Why Rome? Other than the place where Peter and Paul were martyred, it did not fall into heresy, unlike the church at Corinth (which had trouble even in Paul’s day), as Hegesippus chronicled (though his chronicles remain only in Eusebius of Caesarea’s “Ecclesiastical History”, written two centuries later).
Why Peter as first Pope, or at least the primate bishop? Scripturally, we take this from two sources: Mt.16:16-18, and the first half of Acts. In Matthew, we consider that the Lord spoke to Peter directly, rather than to the Apostles as a whole or the body of all believers. In Acts, Peter has the clear leadership of the Christian community, a leadership that is not contested until Paul begins his ministry some 20 years later.

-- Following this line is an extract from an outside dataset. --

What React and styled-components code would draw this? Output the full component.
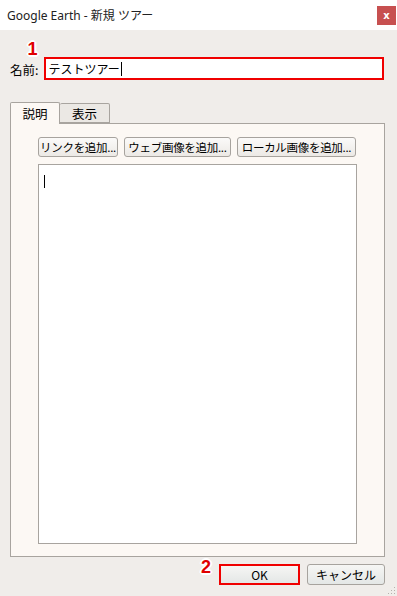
import styled, { createGlobalStyle } from "styled-components";

const GlobalStyle = createGlobalStyle`
  html, body { margin: 0; padding: 0; }
  body { font-family: "Noto Sans", "Noto Sans CJK JP", sans-serif; }
`;

const Window = styled.div`
  width: 397px;
  height: 596px;
  display: flex;
  flex-direction: column;
  background: #f0edea;
  position: relative;
  overflow: hidden;
`;

const TitleBar = styled.div`
  height: 30px;
  background: #ffffff;
  display: flex;
  align-items: center;
  justify-content: space-between;
  padding-left: 7px;
  box-sizing: border-box;
`;

const Title = styled.span`
  font-family: "Noto Sans", "Noto Sans CJK JP", sans-serif;
  font-size: 12px;
  color: #222;
`;

const CloseBox = styled.div`
  width: 19px;
  height: 19px;
  margin-right: 1px;
  background: #c75050;
  color: #fff;
  font-family: "DejaVu Sans", sans-serif;
  font-weight: bold;
  font-size: 10px;
  display: flex;
  align-items: center;
  justify-content: center;
`;

const NameRow = styled.div`
  display: flex;
  align-items: center;
  margin-top: 27px;
  padding-left: 10px;
  gap: 6px;
`;

const Label = styled.span`
  font-family: "Noto Sans CJK JP", sans-serif;
  font-size: 12.5px;
  line-height: 14px;
  margin-top: 2px;
  color: #000;
`;

const InputWrap = styled.div`
  position: relative;
`;

const NameInput = styled.div`
  width: 340px;
  height: 23px;
  box-sizing: border-box;
  border: 2px solid #f00000;
  background: #fff;
  display: flex;
  align-items: center;
  padding-left: 2px;
  font-family: "Noto Sans CJK JP", sans-serif;
  font-size: 12px;
  color: #000;
`;

const Caret = styled.span`
  display: inline-block;
  width: 1px;
  height: ${(p) => p.$h}px;
  background: #000;
  margin-left: 1px;
`;

const Badge = styled.span`
  position: absolute;
  font-family: "Liberation Sans", sans-serif;
  font-weight: bold;
  font-size: 18px;
  color: #e00000;
  line-height: 14px;
  text-shadow: -1px -1px 0 #fff, 1px -1px 0 #fff, -1px 1px 0 #fff, 1px 1px 0 #fff,
    0 2px 0 #fff, 0 -2px 0 #fff, 2px 0 0 #fff, -2px 0 0 #fff;
  left: ${(p) => p.$left}px;
  top: ${(p) => p.$top}px;
`;

const Tabs = styled.div`
  display: flex;
  align-items: flex-end;
  margin-top: 21px;
  padding-left: 10px;
  height: 22px;
`;

const Tab = styled.div`
  width: 50px;
  height: ${(p) => (p.$active ? 22 : 20)}px;
  box-sizing: border-box;
  border: 1px solid #a8a49f;
  border-bottom: ${(p) => (p.$active ? "none" : "1px solid #a8a49f")};
  border-left: ${(p) => (p.$active ? "1px solid #a8a49f" : "none")};
  border-radius: 2px 2px 0 0;
  background: ${(p) => (p.$active ? "#fcf8f4" : "#ebe8e4")};
  font-family: "Noto Sans CJK JP", sans-serif;
  font-size: 12.5px;
  color: #000;
  display: flex;
  align-items: center;
  justify-content: center;
  margin-bottom: ${(p) => (p.$active ? -1 : 0)}px;
  position: relative;
  z-index: ${(p) => (p.$active ? 1 : 0)};
`;

const Panel = styled.div`
  margin: 0 12px 0 10px;
  height: 434px;
  box-sizing: border-box;
  border: 1px solid #a8a49f;
  background: #fcf8f4;
  padding: 13px 0 0 27px;
  display: flex;
  flex-direction: column;
  gap: 7px;
`;

const ButtonRow = styled.div`
  display: flex;
  gap: 6px;
`;

const SmallButton = styled.div`
  width: ${(p) => p.$w}px;
  height: 20px;
  box-sizing: border-box;
  border: 1px solid #a7a39e;
  border-radius: 3px;
  background: linear-gradient(#fbfaf9, #ece9e5);
  font-family: "Noto Sans CJK JP", sans-serif;
  font-size: 11.5px;
  letter-spacing: -0.3px;
  color: #000;
  display: flex;
  align-items: center;
  justify-content: center;
  white-space: nowrap;
  overflow: hidden;
`;

const TextArea = styled.div`
  width: 319px;
  height: 380px;
  box-sizing: border-box;
  border: 1px solid #a8a49f;
  background: #fff;
  padding: 6px 0 0 4px;
`;

const Footer = styled.div`
  display: flex;
  justify-content: flex-end;
  gap: 7px;
  margin-top: 7px;
  padding-right: 12px;
  position: relative;
`;

const DialogButton = styled.div`
  width: ${(p) => p.$w}px;
  height: 21px;
  box-sizing: border-box;
  border: ${(p) => (p.$highlight ? "2px solid #f00000" : "1px solid #a7a39e")};
  border-radius: ${(p) => (p.$highlight ? 0 : 3)}px;
  background: linear-gradient(#f6f6f4, #e4e7e6);
  font-family: "Noto Sans CJK JP", sans-serif;
  font-size: 12px;
  color: #000;
  display: flex;
  align-items: center;
  justify-content: center;
`;

const Grip = styled.svg`
  position: absolute;
  right: 1px;
  bottom: 1px;
`;

export default function App() {
  return (
    <>
      <GlobalStyle />
      <Window>
        <TitleBar>
          <Title>Google Earth - 新規 ツアー</Title>
          <CloseBox>x</CloseBox>
        </TitleBar>

        <NameRow>
          <Label>名前:</Label>
          <InputWrap>
            <Badge $left={-17} $top={-15}>1</Badge>
            <NameInput>
              テストツアー<Caret $h={14} />
            </NameInput>
          </InputWrap>
        </NameRow>

        <Tabs>
          <Tab $active>説明</Tab>
          <Tab>表示</Tab>
        </Tabs>
        <Panel>
          <ButtonRow>
            <SmallButton $w={80}>リンクを追加...</SmallButton>
            <SmallButton $w={107}>ウェブ画像を追加...</SmallButton>
            <SmallButton $w={119}>ローカル画像を追加...</SmallButton>
          </ButtonRow>
          <TextArea>
            <Caret $h={13} />
          </TextArea>
        </Panel>

        <Footer>
          <Badge $left={201} $top={-4}>2</Badge>
          <DialogButton $w={81} $highlight>OK</DialogButton>
          <DialogButton $w={78}>キャンセル</DialogButton>
        </Footer>

        <Grip width="10" height="10" viewBox="0 0 10 10">
          {[
            [8, 0], [8, 3], [5, 3], [8, 6], [5, 6], [2, 6],
          ].map(([x, y], i) => (
            <rect key={i} x={x} y={y + 2} width="1" height="1" fill="#b5b1ac" />
          ))}
        </Grip>
      </Window>
    </>
  );
}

You may disagree with the Catholic interpretation of these passages, but this has been consistently taught since at least the 2nd century.
Clement of Alexandria (d.216 a.d.), Who is the Rich Man that Shall be Saved? Ch. 21:
After quoting Mt 11:12, “Therefore on hearing those words, the blessed Peter, the chosen, the pre-eminent, the first of the disciples, for whom alone and Himself the Saviour paid tribute, quickly seized and comprehended the saying.”
Tertullian (d. 220 a.d.), On Modesty, Ch. 21:
“If, because the Lord has said to Peter, ‘Upon this rock will I build my church,’ ‘to you have I given the keys of the heavenly kingdom’; or, ‘Whatsoever you shall have bound or loosed in earth, shall be bound or loosed in teh heavens’, you therefore presume that the power of binding and losing has derived to you, tha tis, to every church akin to Peter; what sort of man are you, subverting and wholly changing the manifest intention of the Lord, conferring this personally upon Peter? ‘On you,’ He says, ‘will I build my church’; and, ‘I will give to you the keys,’ not to the church; and, ‘Whatsoever you shall have loosed or bound,’ not what they shall have loosed or bound.”
So the bishops of the Catholic Church were self-referential and self-recognized by the end of the 1st century and the papacy was recognized by the start of the 2rd century.